La doctrine et la pratique du Commerce International ont, dans les années 60, favorisé l’émergence de sources du droit. En effet, les règles appliquées par les opérateurs économiques dans leurs rapports internationaux ne sont le plus souvent ni nationales ni internationales.

Dans un chronique, le professeur Goldman nous dit qu’on est obligé de constater la formation d’un droit ou d’un corps de règles issu de la pratique du Commerce International. Les acteurs n’appliquent pas seulement les règles étatiques mais des règles issues de la pratique. Cet ensemble de normes se veut une réponse à des critiques doctrinales adressées à la méthode classique des Conflit de lois. Critiques formulées : cette méthode n’est pas sure car elle dépend du juge ou de l’arbitre qui la met en œuvre. Par ailleurs, cette méthode des Conflit de lois aboutit à la désignation d’une règle étatique qui n’est pas toujours adaptée aux relations économiques internationales car elle a été forgée pour réglementer des relations économiques internes.
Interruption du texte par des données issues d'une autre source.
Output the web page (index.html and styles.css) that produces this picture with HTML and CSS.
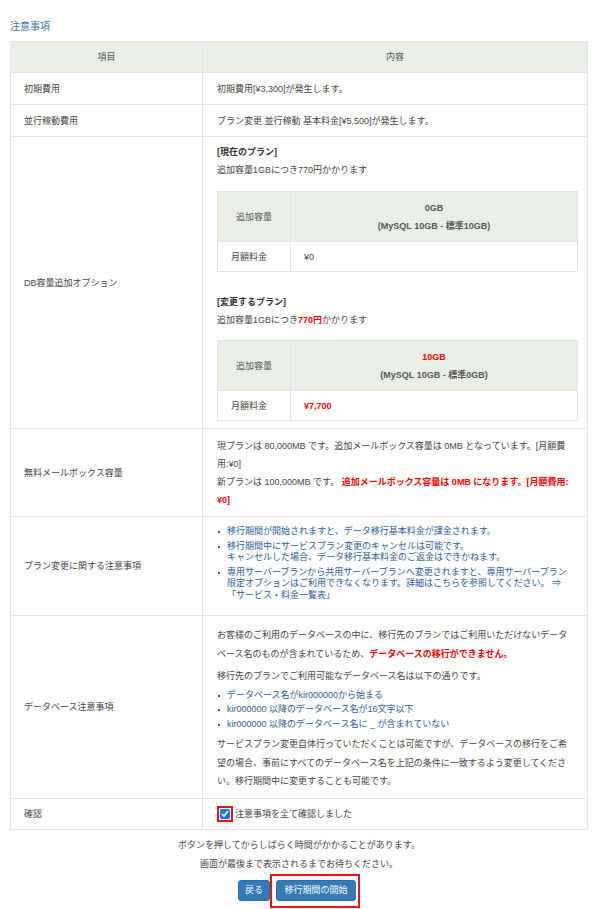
FILE: index.html
```html
<!DOCTYPE html>
<html lang="ja">
<head>
<meta charset="utf-8">
<title>注意事項</title>
<link rel="stylesheet" href="styles.css">
</head>
<body>
<div class="page">
  <h2 class="title">注意事項</h2>
  <table class="notes">
    <colgroup><col class="c1"><col class="c2"></colgroup>
    <thead>
      <tr><th>項目</th><th>内容</th></tr>
    </thead>
    <tbody>
      <tr class="r1"><td class="label">初期費用</td><td class="body">初期費用[¥3,300]が発生します。</td></tr>
      <tr class="r1"><td class="label">並行稼動費用</td><td class="body">プラン変更 並行稼動 基本料金[¥5,500]が発生します。</td></tr>
      <tr>
        <td class="label">DB容量追加オプション</td>
        <td class="body db">
          <p class="ln sub">[現在のプラン]</p>
          <p class="ln">追加容量1GBにつき770円かかります</p>
          <table class="inner first">
            <tr><th class="k">追加容量</th><th class="v">0GB<br>(MySQL 10GB - 標準10GB)</th></tr>
            <tr><td class="k">月額料金</td><td class="v">¥0</td></tr>
          </table>
          <p class="ln sub">[変更するプラン]</p>
          <p class="ln">追加容量1GBにつき<span class="red">770円</span>かかります</p>
          <table class="inner last">
            <tr><th class="k">追加容量</th><th class="v"><span class="red">10GB</span><br>(MySQL 10GB - 標準0GB)</th></tr>
            <tr><td class="k">月額料金</td><td class="v"><span class="red">¥7,700</span></td></tr>
          </table>
        </td>
      </tr>
      <tr>
        <td class="label">無料メールボックス容量</td>
        <td class="body mail">
          <p class="ln">現プランは 80,000MB です。追加メールボックス容量は 0MB となっています。[月額費<br>用:¥0]</p>
          <p class="ln">新プランは 100,000MB です。 <span class="red">追加メールボックス容量は 0MB になります。[月額費用:<br>¥0]</span></p>
        </td>
      </tr>
      <tr>
        <td class="label">プラン変更に関する注意事項</td>
        <td class="body plan">
          <ul class="blist tight">
            <li>移行期間が開始されますと、データ移行基本料金が課金されます。</li>
            <li>移行期間中にサービスプラン変更のキャンセルは可能です。<br>キャンセルした場合、データ移行基本料金のご返金はできかねます。</li>
            <li>専用サーバープランから共用サーバープランへ変更されますと、専用サーバープラン<br>限定オプションはご利用できなくなります。詳細はこちらを参照してください。 ⇒<br>「サービス・料金一覧表」</li>
          </ul>
        </td>
      </tr>
      <tr>
        <td class="label">データベース注意事項</td>
        <td class="body dbn">
          <p class="para">お客様のご利用のデータベースの中に、移行先のプランではご利用いただけないデータ<br>ベース名のものが含まれているため、<span class="red">データベースの移行ができません。</span></p>
          <p class="para p2">移行先のプランでご利用可能なデータベース名は以下の通りです。</p>
          <ul class="blist loose">
            <li>データベース名がkir000000から始まる</li>
            <li>kir000000 以降のデータベース名が16文字以下</li>
            <li>kir000000 以降のデータベース名に _ が含まれていない</li>
          </ul>
          <p class="para p3">サービスプラン変更自体行っていただくことは可能ですが、データベースの移行をご希<br>望の場合、事前にすべてのデータベース名を上記の条件に一致するよう変更してくださ<br>い。移行期間中に変更することも可能です。</p>
        </td>
      </tr>
      <tr>
        <td class="label">確認</td>
        <td class="body confirm">
          <label class="chk"><span class="chkbox"><input type="checkbox" checked></span><span>注意事項を全て確認しました</span></label>
        </td>
      </tr>
    </tbody>
  </table>
  <div class="foot">
    <p>ボタンを押してからしばらく時間がかかることがあります。</p>
    <p>画面が最後まで表示されるまでお待ちください。</p>
    <div class="btns">
      <button class="btn" type="button">戻る</button>
      <span class="hl"><button class="btn btn-main" type="button">移行期間の開始</button></span>
    </div>
  </div>
</div>
</body>
</html>
```

FILE: styles.css
```css
html, body {
  margin: 0;
  padding: 0;
  background: #fff;
}
body {
  font-family: "Liberation Sans", "Noto Sans CJK JP", sans-serif;
  font-size: 9px;
  color: #444;
}
.page {
  padding: 20px 12px 0 10px;
}
.title {
  margin: 0 0 7px;
  font-size: 10px;
  line-height: 14px;
  font-weight: normal;
  color: #3c6fa5;
}
.notes {
  width: 578px;
  border-collapse: collapse;
  table-layout: fixed;
}
.c1 { width: 192px; }
.notes > thead > tr > th,
.notes > tbody > tr > td {
  border: 1px solid #e3e3e3;
}
.notes > thead > tr > th {
  background: #e9efe6;
  font-weight: normal;
  color: #555;
  height: 30px;
  padding: 0;
  line-height: 12px;
  text-align: center;
}
.label {
  padding: 0 13px;
  line-height: 12px;
  vertical-align: middle;
}
.body {
  padding: 10px 9px 9px 14px;
  line-height: 12px;
  vertical-align: middle;
}
.ln, .para {
  margin: 0;
}
.ln { line-height: 18px; }
.sub { font-weight: bold; color: #333; }
.red { color: #f00; font-weight: bold; }

.db { padding: 6px 9px 7px 14px; }
.inner {
  width: 100%;
  border-collapse: collapse;
  table-layout: fixed;
  margin: 11px 0 21px;
}
.inner.first { margin-top: 12px; }
.inner.last { margin-bottom: 0; }
.inner th, .inner td {
  border: 1px solid #e3e3e3;
}
.inner th {
  background: #e9efe6;
  color: #555;
  line-height: 18px;
  padding: 6.5px 0;
  text-align: center;
  font-weight: bold;
}
.inner th.k { font-weight: normal; width: 72px; }
.inner td {
  padding: 9px 13px 8px;
  line-height: 12px;
}

.mail { padding: 8px 9px 7px 14px; }

.blist {
  margin: 0;
  padding: 0;
  list-style: none;
  color: #2f5b98;
}
.blist li {
  position: relative;
  padding-left: 10px;
}
.blist li::before {
  content: "";
  position: absolute;
  left: 1px;
  width: 2px;
  height: 2px;
  background: currentColor;
}
.tight li {
  line-height: 11.5px;
  margin-bottom: 3px;
}
.tight li::before { top: 5px; }
.loose { margin-top: 2px; }
.loose li { line-height: 14.5px; }
.loose li::before { top: 7px; }

.plan { padding: 9px 9px 11px 14px; vertical-align: top; }

.dbn { padding: 10px 9px 7px 14px; }
.para { line-height: 18.5px; }
.p2 { margin-top: 4px; }
.p3 { margin-top: 4px; }

.confirm { padding: 7px 9px 7px 14px; }
.chk {
  display: flex;
  align-items: center;
  gap: 2px;
}
.chkbox {
  display: inline-flex;
  border: 2px solid #e8141c;
  padding: 1px;
}
.chkbox input {
  margin: 0;
  width: 10px;
  height: 10px;
  accent-color: #1a73e8;
}

.foot {
  text-align: center;
  margin-top: 6px;
  width: 578px;
}
.foot p {
  margin: 0;
  line-height: 19px;
}
.btns {
  display: flex;
  justify-content: center;
  align-items: center;
}
.btn {
  box-sizing: border-box;
  font-family: "Liberation Sans", "Noto Sans CJK JP", sans-serif;
  font-size: 9px;
  color: #fff;
  background: #337ab7;
  border: 1px solid #2e6da4;
  border-radius: 3px;
  height: 21px;
  padding: 0 6px;
  line-height: 19px;
  cursor: pointer;
}
.btn-main { padding: 0 7.5px; }
.hl {
  display: flex;
  align-items: center;
  border: 2px solid #e8141c;
  padding: 4px 2px 5px 4px;
}
```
Goldman considère que l’application des règles issues de la pratique internationales est préférable car elles ne nécessitent pas le règlement d’un Conflit de lois et elles sont connues par avance (sécurité juridique).
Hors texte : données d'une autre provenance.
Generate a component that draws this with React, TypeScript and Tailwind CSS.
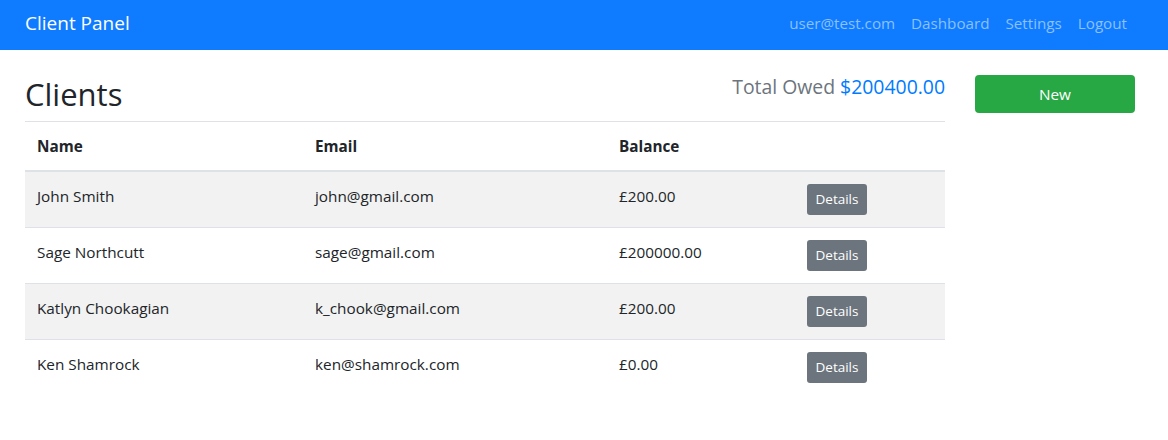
import React from "react";

interface Client {
  name: string;
  email: string;
  balance: string;
}

const CLIENTS: Client[] = [
  { name: "John Smith", email: "john@gmail.com", balance: "£200.00" },
  { name: "Sage Northcutt", email: "sage@gmail.com", balance: "£200000.00" },
  { name: "Katlyn Chookagian", email: "k_chook@gmail.com", balance: "£200.00" },
  { name: "Ken Shamrock", email: "ken@shamrock.com", balance: "£0.00" },
];

const NAV_LINKS = ["user@test.com", "Dashboard", "Settings", "Logout"];

const App: React.FC = () => {
  return (
    <div className="min-h-[440px] bg-white text-[#212529] font-['Open_Sans',sans-serif] text-[15.3px]">
      <nav className="h-[50px] bg-[#0f7bff] flex items-center justify-between pl-[25px] pr-[33px] pb-1">
        <span className="text-white text-[19px] leading-[30px]">Client Panel</span>
        <ul className="flex">
          {NAV_LINKS.map((link) => (
            <li key={link} className="px-2 text-[#8cc0ff] text-[15.2px] leading-6">
              {link}
            </li>
          ))}
        </ul>
      </nav>

      <main className="flex gap-[30px] pl-[25px] pr-[33px] pt-[25px]">
        <div className="w-[920px]">
          <div className="flex items-start justify-between">
            <h2 className="text-[31px] leading-[38px] mb-2 font-medium">Clients</h2>
            <h5 className="text-[19.4px] leading-6 font-medium text-[#6c757d]">
              Total Owed <span className="text-[#007bff]">$200400.00</span>
            </h5>
          </div>
          <table className="w-full border-collapse text-left">
            <thead>
              <tr className="border-t border-[#dee2e6] border-b-2">
                <th className="w-[278px] p-3 font-bold leading-6">Name</th>
                <th className="w-[304px] p-3 font-bold leading-6">Email</th>
                <th className="w-[188px] p-3 font-bold leading-6">Balance</th>
                <th className="p-3"></th>
              </tr>
            </thead>
            <tbody>
              {CLIENTS.map((c, i) => (
                <tr
                  key={c.email}
                  className={`border-t border-[#dee2e6] ${i % 2 === 0 ? "bg-[#f2f2f2]" : "bg-white"}`}
                >
                  <td className="p-3 align-top leading-6">{c.name}</td>
                  <td className="p-3 align-top leading-6">{c.email}</td>
                  <td className="p-3 align-top leading-6">{c.balance}</td>
                  <td className="p-3 align-top">
                    <button className="h-[31px] w-[60px] rounded-[3px] bg-[#6c757d] text-white text-[13.5px]">
                      Details
                    </button>
                  </td>
                </tr>
              ))}
            </tbody>
          </table>
        </div>

        <div className="w-[160px]">
          <button className="w-full h-[38px] rounded bg-[#28a745] text-white text-[15.3px]">New</button>
        </div>
      </main>
    </div>
  );
};

export default App;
Cependant, les conventions internationales ont pour objet de jouer ce rôle d’unification de la règle. Si on s’en tient à la méthode des Conflit de lois on ne sait pas quelle règles sera appliquée mais si on conclut des conventions internationales et que celles-ci sont ratifiées, cela devrait conférer cette sécurité juridique auxquels les acteurs aspirent. Mais ces conventions n’existent pas dans tous les domaines et leur domaine est souvent très étroit. D’où le recours à cette lex mercatoria.

Sur cours-de-droit.net, le cours de Droit du Commerce International est divisé en plusieurs chapitres :

  1. les auteurs de la lex mercatoria.

a) un droit issu de la pratique

On constate la mise en œuvre de divers corps de règles qui vont être appliqués directement par les acteurs du Commerce International. Ces règles ont parfois été codifiées.
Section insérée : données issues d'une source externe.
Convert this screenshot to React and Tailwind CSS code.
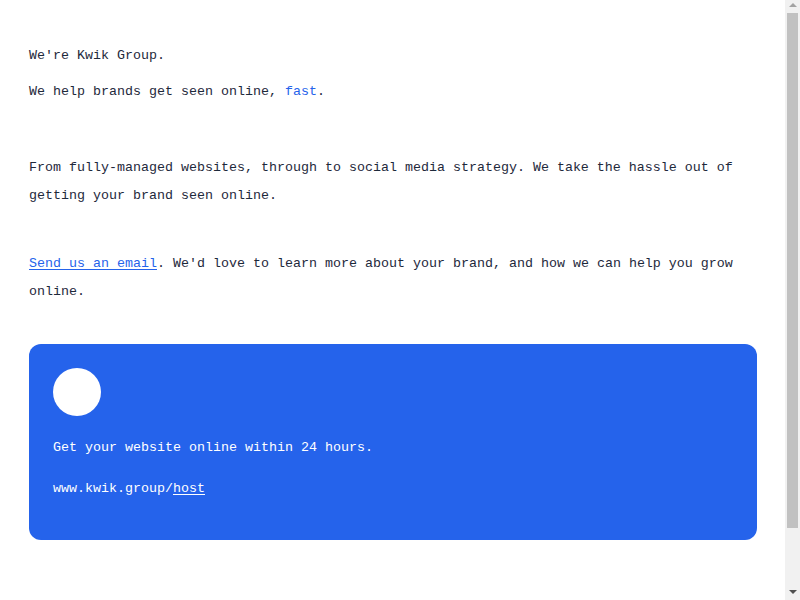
export default function App() {
  return (
    <div className="flex h-[600px] overflow-hidden bg-white text-[#1e293b] font-['Liberation_Mono',monospace] text-[13.33px] leading-[28px]">
      <main className="flex-1 pl-[29px] pr-[28px] pt-[42px] pb-[216px]">
        <p>We're Kwik Group.</p>
        <p className="mt-2">
          We help brands get seen online, <span className="text-[#2563eb]">fast</span>.
        </p>

        <p className="mt-12">
          From fully-managed websites, through to social media strategy. We take the hassle out of getting your brand seen online.
        </p>

        <p className="mt-10">
          <a href="#" className="text-[#2563eb] underline underline-offset-2">Send us an email</a>. We'd love to learn more about your brand, and how we can help you grow online.
        </p>

        {/* Host card */}
        <div className="mt-[38px] h-[196px] rounded-xl bg-[#2563eb] p-6 text-white">
          <div className="h-12 w-12 rounded-full bg-white"></div>
          <p className="mt-[18px]">Get your website online within 24 hours.</p>
          <p className="mt-[13px]">
            www.kwik.group/<a href="#" className="underline underline-offset-2">host</a>
          </p>
        </div>
      </main>

      {/* page scrollbar */}
      <div className="flex w-[15px] shrink-0 flex-col items-center bg-[#f1f1f1]">
        <div className="mt-[3px] h-0 w-0 border-x-4 border-b-4 border-x-transparent border-b-[#a3a3a3]"></div>
        <div className="mt-[6px] h-[515px] w-[11px] bg-[#c1c1c1]"></div>
        <div className="mt-auto mb-[6px] h-0 w-0 border-x-4 border-t-4 border-x-transparent border-t-[#505050]"></div>
      </div>
    </div>
  );
}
Ex : Association internationale des banques qui a élaboré une sorte de codification privée que mettent en œuvre les banques dans les relations internationales.

Ex : la CCI a forgé en matière de Commerce International plusieurs codifications privées au 1er rang desquelles se trouvent les incoterms.

A côté de ces codifications les Etats eux-mêmes ont encouragé cette multiplication des usages.

Ex : commission économique pour l’Europe a forgé des conditions générales de fourniture d’équipement. Ce texte n’est pas contraignant, il est proposé à la libre disposition des acteurs du Commerce International.

Ex : textes de la CNUDCI comme le règlement d’arbitrage et de conciliation qui est proposé aux acteurs du Commerce International qui souhaitent voir leur litige réglé par voie d’arbitrage.

Ex : les principes relatifs au contrat du Commerce International par UNIDROIT (référence non obligatoire).

Il s’agit de références à des normes qui sont parfois d’origine privée ou publique mais qui n’ont aucune valeur obligatoire sauf :

si les parties l’incorporent dans leur contrat : contractualisation directe. C’est le principe de la force obligatoire du contrat (1134).

quand on se réfère à ses règles comme s’il s’agissait d’une règle coutumière : contractualisation indirecte. C’est le juge ou l’arbitre qui va attribuer à cette règle (à laquelle les parties sont présumées s’être référées) sa force obligatoire.

On a pu parler de droit spontané car son élaboration n’est pas faite par un organe législatif et parce que l’application est spontanée et non obligatoire par les parties.

b) un droit prétorien

Les arbitres privés et les juges étatiques jouent un rôle important dans l’élaboration de cette lex mercatoria.

  • L’arbitre :

Même s’il statue en équité, il applique toujours des principes de la lex mercatoria (en droit évidemment il peut se référer à des principes et usages du Commerce International). Les arbitres sont à la fois des interprètes (en présence de règles d’origine privée, ils sont amenés à interpréter ces règles) et des révélateurs (parfois un usage était inconnu et l’arbitre en l’appliquant lui donne une force obligatoire) de la lex mercatoria.

Cela permet aux parties de s’extraire de tout ordre juridique étatique en stipulant une clause compromissoire car l’arbitre, en statuant par référence à des normes juridiques privées, permet aux parties de s’extraire des normes juridiques étatiques.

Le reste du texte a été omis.